Biomolecular science is a fast-growing field focusing on the study and understanding of cellular processes at the molecular level. Research in this discipline has led to significant advances in cancer biology and some neurodegenerative disorders. Understanding the significance of this type of research, FIU established the Biomolecular Sciences Institute.
FIU’s Biomolecular Sciences Institute (BSI) is a multi-disciplinary consortium of the university’s finest research scientists. The institute was established as a source of academic mentorship for undergraduate and graduate students supported by a think-tank of cross-college and interdepartmental collaborations.
“The purpose of the institute is to enhance the intellectual environment and resources for biomolecular and biomedical research here at FIU,” said BSI Director Yuk-Ching Tse-Dinh. “Through interdisciplinary collaborations, we hope to achieve increase in external funding for our projects as well as expand the scientific and translational impact of our research.”
Tse-Dinh’s research looks at the structure and function of DNA topoisomerases – enzymes that regulate the over winding or under winding of DNA – as the basis for discovery of antibacterial and anticancer drug leads from synthetic molecules and natural products. She is joined by a talented team of researchers studying biomacromolecular interactions, the development and identification of biomarkers and the application of nanotechnology to infectious diseases, cancer biology and neurodegenerative disorders.

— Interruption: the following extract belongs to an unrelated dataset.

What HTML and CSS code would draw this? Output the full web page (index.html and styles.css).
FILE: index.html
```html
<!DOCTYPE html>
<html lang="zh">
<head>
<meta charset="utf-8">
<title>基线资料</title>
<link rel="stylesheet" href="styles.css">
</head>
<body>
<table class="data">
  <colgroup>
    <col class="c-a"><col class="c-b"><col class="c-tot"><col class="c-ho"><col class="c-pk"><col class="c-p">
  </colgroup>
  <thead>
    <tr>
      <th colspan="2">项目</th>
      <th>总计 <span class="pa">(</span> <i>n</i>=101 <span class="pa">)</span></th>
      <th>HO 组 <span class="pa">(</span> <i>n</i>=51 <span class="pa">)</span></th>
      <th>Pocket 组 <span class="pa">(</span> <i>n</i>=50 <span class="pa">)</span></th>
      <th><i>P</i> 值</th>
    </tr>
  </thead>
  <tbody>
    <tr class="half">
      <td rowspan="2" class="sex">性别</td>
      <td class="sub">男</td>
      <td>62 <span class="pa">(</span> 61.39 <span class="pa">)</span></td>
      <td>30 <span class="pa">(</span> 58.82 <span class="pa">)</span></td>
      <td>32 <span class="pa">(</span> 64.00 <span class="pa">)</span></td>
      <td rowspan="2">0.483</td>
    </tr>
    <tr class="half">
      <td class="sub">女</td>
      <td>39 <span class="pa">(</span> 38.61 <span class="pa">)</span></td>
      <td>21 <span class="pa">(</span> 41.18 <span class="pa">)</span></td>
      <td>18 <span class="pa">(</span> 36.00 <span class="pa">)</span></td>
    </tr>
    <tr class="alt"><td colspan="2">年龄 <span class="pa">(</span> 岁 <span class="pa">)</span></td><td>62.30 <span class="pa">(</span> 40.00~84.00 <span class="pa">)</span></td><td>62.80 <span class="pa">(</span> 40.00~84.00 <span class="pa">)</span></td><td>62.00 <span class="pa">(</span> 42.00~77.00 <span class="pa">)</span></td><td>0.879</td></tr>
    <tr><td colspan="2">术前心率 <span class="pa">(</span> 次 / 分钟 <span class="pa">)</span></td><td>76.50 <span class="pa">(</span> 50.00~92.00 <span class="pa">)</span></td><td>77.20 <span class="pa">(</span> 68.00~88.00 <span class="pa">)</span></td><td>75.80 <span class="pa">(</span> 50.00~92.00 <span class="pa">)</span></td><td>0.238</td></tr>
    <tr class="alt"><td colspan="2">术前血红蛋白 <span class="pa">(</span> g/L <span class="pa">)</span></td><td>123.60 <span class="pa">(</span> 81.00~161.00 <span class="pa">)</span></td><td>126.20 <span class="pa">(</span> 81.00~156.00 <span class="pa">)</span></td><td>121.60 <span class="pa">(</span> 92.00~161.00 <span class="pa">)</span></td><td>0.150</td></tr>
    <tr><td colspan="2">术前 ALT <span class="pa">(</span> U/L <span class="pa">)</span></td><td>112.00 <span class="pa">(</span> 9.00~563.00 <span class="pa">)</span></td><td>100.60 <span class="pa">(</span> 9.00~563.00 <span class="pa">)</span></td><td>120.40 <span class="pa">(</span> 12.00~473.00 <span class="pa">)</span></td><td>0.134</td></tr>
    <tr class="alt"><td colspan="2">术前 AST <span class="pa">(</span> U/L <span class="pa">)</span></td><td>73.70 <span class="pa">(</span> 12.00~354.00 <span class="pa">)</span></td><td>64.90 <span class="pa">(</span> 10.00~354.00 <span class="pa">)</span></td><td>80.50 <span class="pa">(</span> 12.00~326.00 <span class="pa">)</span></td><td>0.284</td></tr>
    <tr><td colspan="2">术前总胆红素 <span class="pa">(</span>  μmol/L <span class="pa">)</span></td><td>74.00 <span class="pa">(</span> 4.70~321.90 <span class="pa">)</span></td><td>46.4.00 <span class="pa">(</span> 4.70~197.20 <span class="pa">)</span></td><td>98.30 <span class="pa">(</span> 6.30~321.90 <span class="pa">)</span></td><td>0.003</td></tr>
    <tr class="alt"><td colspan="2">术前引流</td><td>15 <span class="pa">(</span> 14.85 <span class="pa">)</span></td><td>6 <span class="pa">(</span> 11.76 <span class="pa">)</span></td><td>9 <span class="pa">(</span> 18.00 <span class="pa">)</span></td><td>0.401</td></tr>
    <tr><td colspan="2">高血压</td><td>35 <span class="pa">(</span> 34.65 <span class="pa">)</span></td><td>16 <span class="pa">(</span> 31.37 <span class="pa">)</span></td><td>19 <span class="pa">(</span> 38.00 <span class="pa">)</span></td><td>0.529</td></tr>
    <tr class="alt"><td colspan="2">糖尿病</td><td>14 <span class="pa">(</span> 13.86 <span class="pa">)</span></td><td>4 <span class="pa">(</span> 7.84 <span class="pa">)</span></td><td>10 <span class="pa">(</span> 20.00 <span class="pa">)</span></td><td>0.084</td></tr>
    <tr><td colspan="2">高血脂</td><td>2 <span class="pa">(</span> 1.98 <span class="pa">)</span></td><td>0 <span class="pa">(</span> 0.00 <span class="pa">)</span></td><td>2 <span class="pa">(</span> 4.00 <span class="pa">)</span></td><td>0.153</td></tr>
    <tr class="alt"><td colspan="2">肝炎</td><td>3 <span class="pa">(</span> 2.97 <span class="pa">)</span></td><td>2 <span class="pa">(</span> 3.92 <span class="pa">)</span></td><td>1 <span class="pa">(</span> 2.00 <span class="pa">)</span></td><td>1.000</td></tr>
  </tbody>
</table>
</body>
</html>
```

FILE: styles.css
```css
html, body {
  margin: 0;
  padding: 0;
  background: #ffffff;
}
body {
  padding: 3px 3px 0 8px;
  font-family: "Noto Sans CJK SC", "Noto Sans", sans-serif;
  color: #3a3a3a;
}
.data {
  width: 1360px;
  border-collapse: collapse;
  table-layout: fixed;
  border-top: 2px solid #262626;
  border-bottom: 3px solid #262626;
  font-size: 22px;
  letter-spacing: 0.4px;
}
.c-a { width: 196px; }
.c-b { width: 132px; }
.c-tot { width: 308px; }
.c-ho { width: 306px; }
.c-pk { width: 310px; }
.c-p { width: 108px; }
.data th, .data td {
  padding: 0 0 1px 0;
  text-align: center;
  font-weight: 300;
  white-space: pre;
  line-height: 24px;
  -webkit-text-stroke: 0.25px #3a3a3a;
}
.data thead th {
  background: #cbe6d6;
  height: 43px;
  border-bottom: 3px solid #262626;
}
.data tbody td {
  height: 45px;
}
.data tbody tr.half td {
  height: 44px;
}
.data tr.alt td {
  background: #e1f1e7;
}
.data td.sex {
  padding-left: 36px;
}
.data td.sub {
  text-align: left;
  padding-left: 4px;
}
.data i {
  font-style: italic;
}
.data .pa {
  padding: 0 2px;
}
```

One member of the BSI team is biochemistry professor Yuan Liu who received a $1.6 million grant from the National Institutes of Health (NIH) to study DNA damage and repair. Liu’s research looks at what leads to human neurodegenerative disease and what factors – other than genetics – cause DNA damage.
Also, BSI researcher Joong Ho Moon received the Faculty Early Career Development (CAREER) Award from the National Science Foundation (NSF). The award is one of NSF’s most prestigious awards. It supports junior faculty who exemplify the role of teacher-scholars through outstanding research, excellent education and the integration of education and research within the context of their institution’s mission. The award grants Moon $489,476 over a period of five years to study gene and drug delivery methods through particles without toxicity. This would dramatically improve the effectiveness of gene therapy methods and reduce the risks associated with that type of treatment.
Most recently, professor Fenfei Leng received a $317,194 grant from the National Institute of General Medical Sciences of the NIH to study transcription-coupled DNA supercoiling – a fundamental property of the DNA double helix – which plays many essential roles in the cell including DNA replication, recombination and gene expression. His work could lead to the development of new and more effective cancer treatment drugs and new ways to combat obesity.
BSI sponsors various lectures and research presentations throughout the year highlighting the institute’s latest research. They provide networking opportunities for students, faculty and the community as well as insight into the research of leading scientists, scholars and BSI faculty.
The BSI consortium includes the departments of chemistry and biochemistry, biological sciences, and physics within the College of Arts & Sciences as well as researchers in various departments of the College of Engineering & Computing, Herbert Wertheim College of Medicine and Robert Stempel College of Public Health & Social Work.